[BEGIN Given entries]

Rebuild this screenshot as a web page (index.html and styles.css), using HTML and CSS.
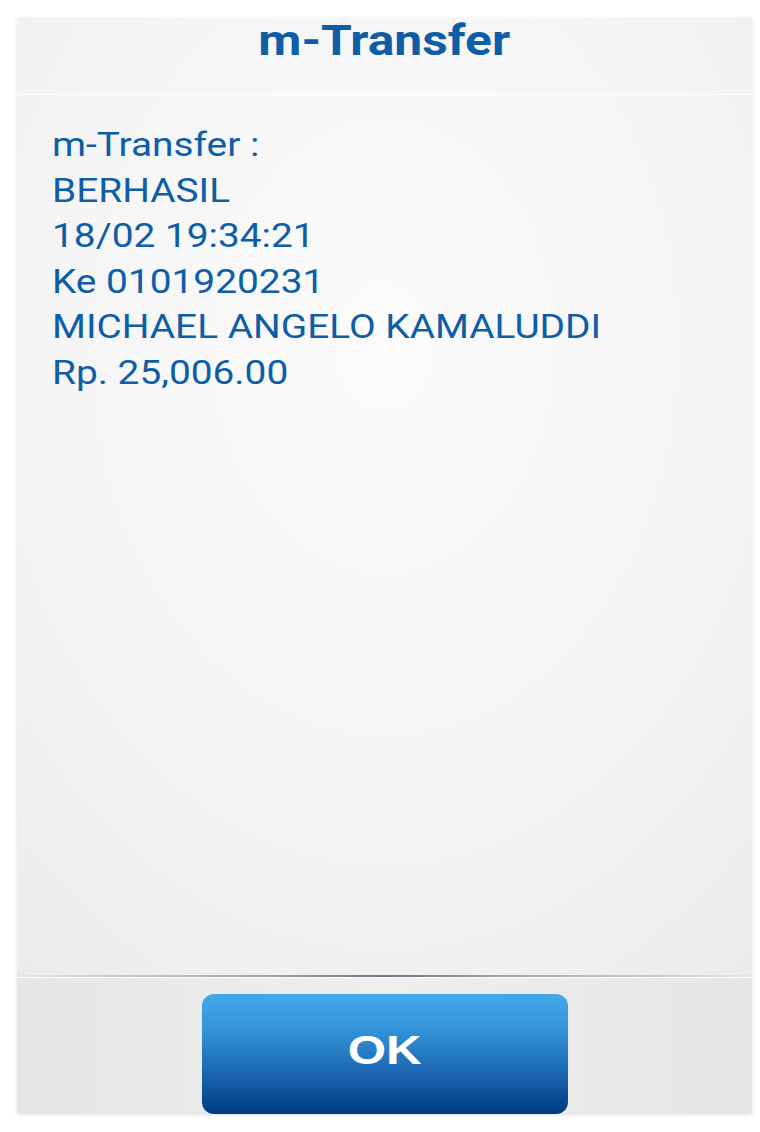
FILE: index.html
```html
<!DOCTYPE html>
<html>
<head>
<meta charset="utf-8">
<link rel="stylesheet" href="styles.css">
</head>
<body>
<div class="dialog">
  <div class="title"><span class="title-text">m-Transfer</span></div>
  <div class="content">
    <div class="line">m-Transfer :</div>
    <div class="line">BERHASIL</div>
    <div class="line">18/02 19:34:21</div>
    <div class="line">Ke 0101920231</div>
    <div class="line">MICHAEL ANGELO KAMALUDDI</div>
    <div class="line">Rp. 25,006.00</div>
  </div>
  <div class="footer">
    <button class="ok"><span class="ok-text">OK</span></button>
  </div>
</div>
</body>
</html>
```
FILE: styles.css
```css
html, body {
  margin: 0;
  padding: 0;
  background: #ffffff;
  overflow: hidden;
}
body {
  padding: 17px 0 0 17px;
  width: 760px;
  height: 1132px;
  box-sizing: border-box;
}
.dialog {
  width: 735px;
  height: 1096px;
  display: flex;
  flex-direction: column;
  background: radial-gradient(ellipse 90% 80% at 50% 30%, #fbfbfb 0%, #f4f4f4 55%, #e9e9e9 100%);
  box-shadow: 0 2px 4px rgba(0,0,0,0.12);
  font-family: Roboto, "Noto Sans", sans-serif;
}
.title {
  height: 78px;
  border-bottom: 1px solid rgba(255,255,255,0.9);
  text-align: center;
  box-sizing: border-box;
  padding-top: 1px;
}
.title-text {
  display: inline-block;
  font-weight: bold;
  font-size: 42px;
  line-height: 46px;
  color: #0d5ea6;
  transform: scaleX(1.185);
  transform-origin: center;
}
.content {
  flex: 1;
  padding: 27px 35px 0 35px;
  color: #0d5ea6;
  font-size: 33.5px;
  line-height: 45.6px;
}
.line {
  width: max-content;
  transform: scaleX(1.159);
  transform-origin: left center;
  white-space: nowrap;
}
.footer {
  height: 138px;
  box-sizing: border-box;
  border-top: 2px solid transparent;
  border-image: linear-gradient(90deg, #e4e6ea 0%, #9aa1ab 35%, #6e7785 50%, #9aa1ab 65%, #e4e6ea 100%) 1;
  box-shadow: inset 0 1px 0 #ffffff;
  padding-top: 17px;
  padding-left: 1px;
  display: flex;
  justify-content: center;
  background: linear-gradient(90deg, #e5e5e5 0%, #efefef 50%, #e5e5e5 100%);
}
.ok {
  width: 366px;
  height: 120px;
  border: none;
  border-radius: 12px;
  background: linear-gradient(180deg, #43a9e9 0%, #3393d8 30%, #1a67b2 65%, #003a80 100%);
  padding: 0 0 8px 0;
  display: flex;
  align-items: center;
  justify-content: center;
}
.ok-text {
  display: inline-block;
  color: #ffffff;
  font-family: "Liberation Sans", Arial, sans-serif;
  font-weight: bold;
  font-size: 41px;
  transform: scaleX(1.2);
}
```
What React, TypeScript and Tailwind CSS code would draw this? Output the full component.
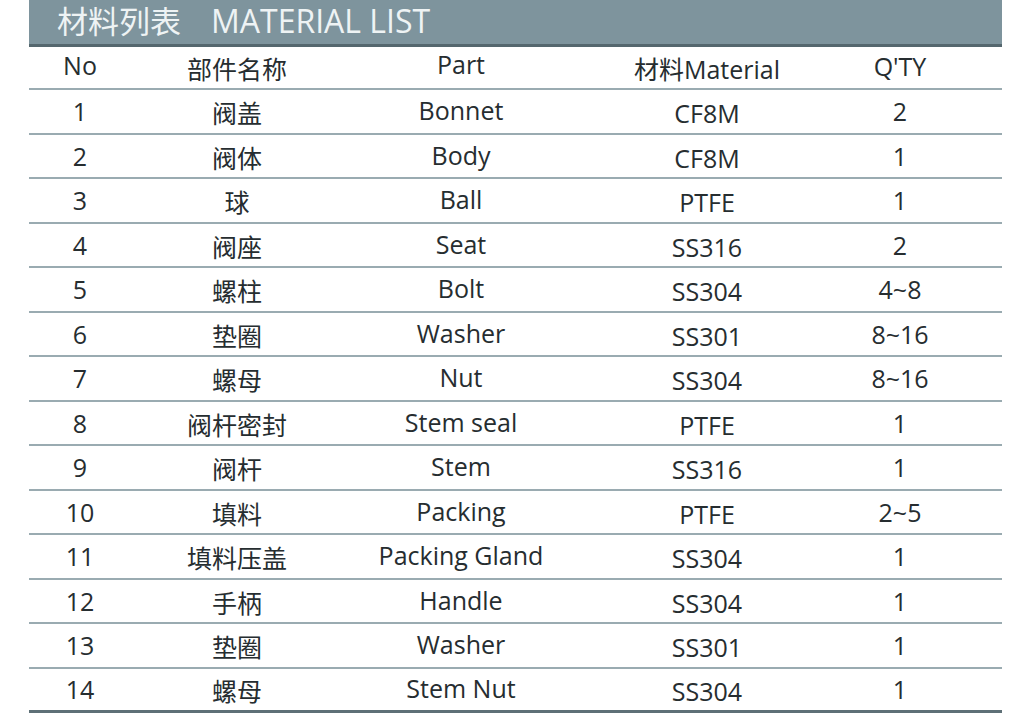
import React from "react";

const rows: [string, string, string, string, string][] = [
  ["1", "阀盖", "Bonnet", "CF8M", "2"],
  ["2", "阀体", "Body", "CF8M", "1"],
  ["3", "球", "Ball", "PTFE", "1"],
  ["4", "阀座", "Seat", "SS316", "2"],
  ["5", "螺柱", "Bolt", "SS304", "4~8"],
  ["6", "垫圈", "Washer", "SS301", "8~16"],
  ["7", "螺母", "Nut", "SS304", "8~16"],
  ["8", "阀杆密封", "Stem seal", "PTFE", "1"],
  ["9", "阀杆", "Stem", "SS316", "1"],
  ["10", "填料", "Packing", "PTFE", "2~5"],
  ["11", "填料压盖", "Packing Gland", "SS304", "1"],
  ["12", "手柄", "Handle", "SS304", "1"],
  ["13", "垫圈", "Washer", "SS301", "1"],
  ["14", "螺母", "Stem Nut", "SS304", "1"],
];

const font = { fontFamily: '"Open Sans", "Noto Sans CJK SC", sans-serif' };

export default function App() {
  return (
    <div className="w-[1024px] h-[725px] bg-white overflow-hidden" style={font}>
      <div className="ml-[29px] w-[973px]">
        <div className="h-[47px] bg-[#7e949d] border-b-[3px] border-[#55676e] flex items-center pl-[28px] text-[#eef3f4]">
          <span className="text-[31px] leading-[40px] pb-[3px]">材料列表</span>
          <span className="text-[32px] leading-[40px] pb-[3px] ml-[30px]">MATERIAL LIST</span>
        </div>
        <div className="grid grid-cols-[102px_212px_236px_256px_130px_1fr] h-[43px] border-b-[2px] border-[#9aabb1] text-[25px] font-medium text-[#262d30] items-center leading-[30px]">
          <div className="text-center pb-[6px]">No</div>
          <div className="text-center pt-[2px] font-normal">部件名称</div>
          <div className="text-center pb-[8px]">Part</div>
          <div className="text-center pt-[2px]">
            <span className="font-normal">材料</span>Material
          </div>
          <div className="text-center pb-[4px]">Q'TY</div>
          <div />
        </div>
        {rows.map((r, i) => (
          <div
            key={i}
            className={`grid grid-cols-[102px_212px_236px_256px_130px_1fr] h-[44.5px] items-center text-[25px] font-medium text-[#262d30] leading-[30px] ${
              i === rows.length - 1 ? "border-b-[3px] border-[#5e7077]" : "border-b-[2px] border-[#9aabb1]"
            }`}
          >
            <div className="text-center">{r[0]}</div>
            <div className="text-center pt-[4px] font-normal">{r[1]}</div>
            <div className="text-center pb-[2px]">{r[2]}</div>
            <div className="text-center pt-[4px]">{r[3]}</div>
            <div className="text-center">{r[4]}</div>
            <div />
          </div>
        ))}
      </div>
    </div>
  );
}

[END Given entries]

Reproduce all of the material exactly, apart from the pictures.

Rebuild this screenshot as a web page (index.html and styles.css), using HTML and CSS.
FILE: index.html
```html
<!DOCTYPE html>
<html>
<head>
<meta charset="utf-8">
<link rel="stylesheet" href="styles.css">
</head>
<body>
<div class="dialog">
  <div class="title"><span class="title-text">m-Transfer</span></div>
  <div class="content">
    <div class="line">m-Transfer :</div>
    <div class="line">BERHASIL</div>
    <div class="line">18/02 19:34:21</div>
    <div class="line">Ke 0101920231</div>
    <div class="line">MICHAEL ANGELO KAMALUDDI</div>
    <div class="line">Rp. 25,006.00</div>
  </div>
  <div class="footer">
    <button class="ok"><span class="ok-text">OK</span></button>
  </div>
</div>
</body>
</html>
```
FILE: styles.css
```css
html, body {
  margin: 0;
  padding: 0;
  background: #ffffff;
  overflow: hidden;
}
body {
  padding: 17px 0 0 17px;
  width: 760px;
  height: 1132px;
  box-sizing: border-box;
}
.dialog {
  width: 735px;
  height: 1096px;
  display: flex;
  flex-direction: column;
  background: radial-gradient(ellipse 90% 80% at 50% 30%, #fbfbfb 0%, #f4f4f4 55%, #e9e9e9 100%);
  box-shadow: 0 2px 4px rgba(0,0,0,0.12);
  font-family: Roboto, "Noto Sans", sans-serif;
}
.title {
  height: 78px;
  border-bottom: 1px solid rgba(255,255,255,0.9);
  text-align: center;
  box-sizing: border-box;
  padding-top: 1px;
}
.title-text {
  display: inline-block;
  font-weight: bold;
  font-size: 42px;
  line-height: 46px;
  color: #0d5ea6;
  transform: scaleX(1.185);
  transform-origin: center;
}
.content {
  flex: 1;
  padding: 27px 35px 0 35px;
  color: #0d5ea6;
  font-size: 33.5px;
  line-height: 45.6px;
}
.line {
  width: max-content;
  transform: scaleX(1.159);
  transform-origin: left center;
  white-space: nowrap;
}
.footer {
  height: 138px;
  box-sizing: border-box;
  border-top: 2px solid transparent;
  border-image: linear-gradient(90deg, #e4e6ea 0%, #9aa1ab 35%, #6e7785 50%, #9aa1ab 65%, #e4e6ea 100%) 1;
  box-shadow: inset 0 1px 0 #ffffff;
  padding-top: 17px;
  padding-left: 1px;
  display: flex;
  justify-content: center;
  background: linear-gradient(90deg, #e5e5e5 0%, #efefef 50%, #e5e5e5 100%);
}
.ok {
  width: 366px;
  height: 120px;
  border: none;
  border-radius: 12px;
  background: linear-gradient(180deg, #43a9e9 0%, #3393d8 30%, #1a67b2 65%, #003a80 100%);
  padding: 0 0 8px 0;
  display: flex;
  align-items: center;
  justify-content: center;
}
.ok-text {
  display: inline-block;
  color: #ffffff;
  font-family: "Liberation Sans", Arial, sans-serif;
  font-weight: bold;
  font-size: 41px;
  transform: scaleX(1.2);
}
```
What React, TypeScript and Tailwind CSS code would draw this? Output the full component.
import React from "react";

const rows: [string, string, string, string, string][] = [
  ["1", "阀盖", "Bonnet", "CF8M", "2"],
  ["2", "阀体", "Body", "CF8M", "1"],
  ["3", "球", "Ball", "PTFE", "1"],
  ["4", "阀座", "Seat", "SS316", "2"],
  ["5", "螺柱", "Bolt", "SS304", "4~8"],
  ["6", "垫圈", "Washer", "SS301", "8~16"],
  ["7", "螺母", "Nut", "SS304", "8~16"],
  ["8", "阀杆密封", "Stem seal", "PTFE", "1"],
  ["9", "阀杆", "Stem", "SS316", "1"],
  ["10", "填料", "Packing", "PTFE", "2~5"],
  ["11", "填料压盖", "Packing Gland", "SS304", "1"],
  ["12", "手柄", "Handle", "SS304", "1"],
  ["13", "垫圈", "Washer", "SS301", "1"],
  ["14", "螺母", "Stem Nut", "SS304", "1"],
];

const font = { fontFamily: '"Open Sans", "Noto Sans CJK SC", sans-serif' };

export default function App() {
  return (
    <div className="w-[1024px] h-[725px] bg-white overflow-hidden" style={font}>
      <div className="ml-[29px] w-[973px]">
        <div className="h-[47px] bg-[#7e949d] border-b-[3px] border-[#55676e] flex items-center pl-[28px] text-[#eef3f4]">
          <span className="text-[31px] leading-[40px] pb-[3px]">材料列表</span>
          <span className="text-[32px] leading-[40px] pb-[3px] ml-[30px]">MATERIAL LIST</span>
        </div>
        <div className="grid grid-cols-[102px_212px_236px_256px_130px_1fr] h-[43px] border-b-[2px] border-[#9aabb1] text-[25px] font-medium text-[#262d30] items-center leading-[30px]">
          <div className="text-center pb-[6px]">No</div>
          <div className="text-center pt-[2px] font-normal">部件名称</div>
          <div className="text-center pb-[8px]">Part</div>
          <div className="text-center pt-[2px]">
            <span className="font-normal">材料</span>Material
          </div>
          <div className="text-center pb-[4px]">Q'TY</div>
          <div />
        </div>
        {rows.map((r, i) => (
          <div
            key={i}
            className={`grid grid-cols-[102px_212px_236px_256px_130px_1fr] h-[44.5px] items-center text-[25px] font-medium text-[#262d30] leading-[30px] ${
              i === rows.length - 1 ? "border-b-[3px] border-[#5e7077]" : "border-b-[2px] border-[#9aabb1]"
            }`}
          >
            <div className="text-center">{r[0]}</div>
            <div className="text-center pt-[4px] font-normal">{r[1]}</div>
            <div className="text-center pb-[2px]">{r[2]}</div>
            <div className="text-center pt-[4px]">{r[3]}</div>
            <div className="text-center">{r[4]}</div>
            <div />
          </div>
        ))}
      </div>
    </div>
  );
}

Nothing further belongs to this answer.